I have before me a recent issue of a dairy publication that I still take despite trading in my rubber boots for.....rubber boots.....some years ago. This particular publication is old and respected. I particularly enjoy reading the articles that highlight how a small group of individual farms handle various management challenges that come along in any sort of farm business. But my blog today isn't about any of that.
The editorial in this magazine exhorts the dairy industry to address some of the rhetoric put forth by some of the organic buying groups operating in the US. Fair enough, some of it needs to be addressed and frankly some of it very much is rhetoric. But the lengthy part of the editorial that stated "If we all followed this mantra then food prices would rise and more of the world would go hungry and this would be a bad thing" got my goat today
Let me state right here that I won't be signing up to drink Kool-Aid with either the editorial staff at this magazine or with anyone in the organic industry any time soon. I also don't want anybody to go to bed hungry. But the irony of their statement is that a few pages before the editorial in the very same issue of this magazine is a page long article comparing dairy farm numbers from 1992 and last year entitled, " Fewer Dairy Farms Left the Business". In the past twenty years the number of dairy farms in this nation has shrunk by 61 percent. Having participated in said industry for a number of years and in a number of ways I can state with some assurance that the reason for such a precipitous decline is that there isn't much money milking cows.
My first duty as a farmer isn't to feed the world and it isn't to worry about folks going to bed hungry. It's to run my business in such a way that that I provide a good living for my wife and family so I don't have to worry about *them* going to bed hungry. As such, higher farm gate milk prices would be very welcome were I to decide to start milking cows.

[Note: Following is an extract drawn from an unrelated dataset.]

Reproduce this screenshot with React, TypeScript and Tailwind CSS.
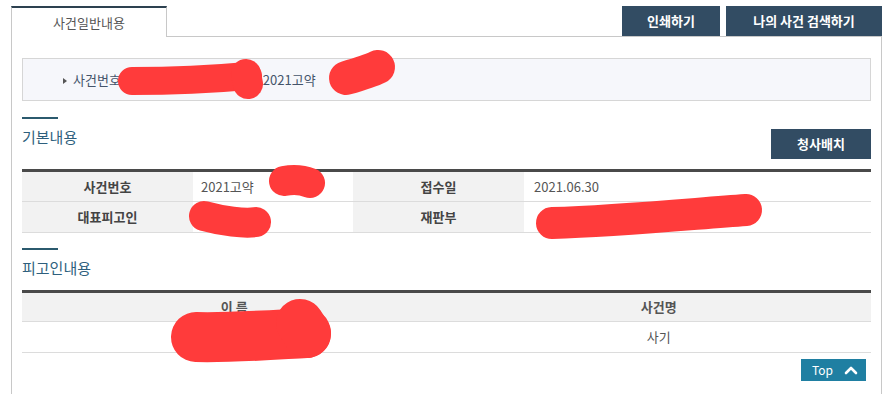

To read that continuing to produce cheap food is exactly what needs to happen in a farm driven, farmer read magazine where the potential readership has declined by 60 percent in the past twenty years mainly due to economic conditions tells me all I need to know about the writer. I don't know who's side he's on but it sure ain't mine. In my mind the cheap food cult in agribusiness is as anti-farmer as they come. I wonder if we really would be better off if we ditched industrial agriculture and tried a different route.
Ready for Christmas
1 day ago
4 comments:
Agree agree agree.
And you know it goes against my better judgement to be so agreeable. =)
People forget that food used to be a MAJOR part of the budget. Now food is cheap, industrialized, and usually not very healthful.
Peeps. Open eyes. Spend money that gives you healthful food AND feeds a good farmer and his family.
So complicated...
I personally think that every item you purchase should state how much of that purchase price goes to the farm. I really think the consumer would take notice.
For a time, consumers demanded cheap product. Not necessarily quality or good for you, but cheap. Now the consumer is changing - but the industry still believes that as Americans, we can't afford higher prices for food. Now we want high quality...and cheap. And we like to tout "we spend less money on food than anyone else." So we can spend more money on....what exactly?
Cheap food is also a catalyst for the obesity problem in the US. Along with many other factors, but it is part of the equation.
Okay - off my soap box. But I'm drinking the same KoolAid as you my friend.
Great post Jason. You should consider writing to that publication. Surely other farmers could benefit from hearing your point of view, if only so they know there are like-minded farmers out there. And you might make some of them think about the messages they are being fed.
I have a coworker who honestly disgusts me in his devotion to cheap food. Thinking about the food chain, farmers, quality, sustainability etc., seem to be foreign ideas to him. I try very hard to be patient and explain my views in easy-to-digest morsels. Ugh.
I too shake my head at some of the organic farming propaganda/ regulations etc., but would love to hear your point of view around this (you alluded only vaguely in your post).
I think I've got a post in me somewhere about how consumers mistake the term "organic" for "animal friendly" or "sustainable" or even "small family farm". Sometimes this is indeed the case, but not always and regulations don't make it easy to see the difference.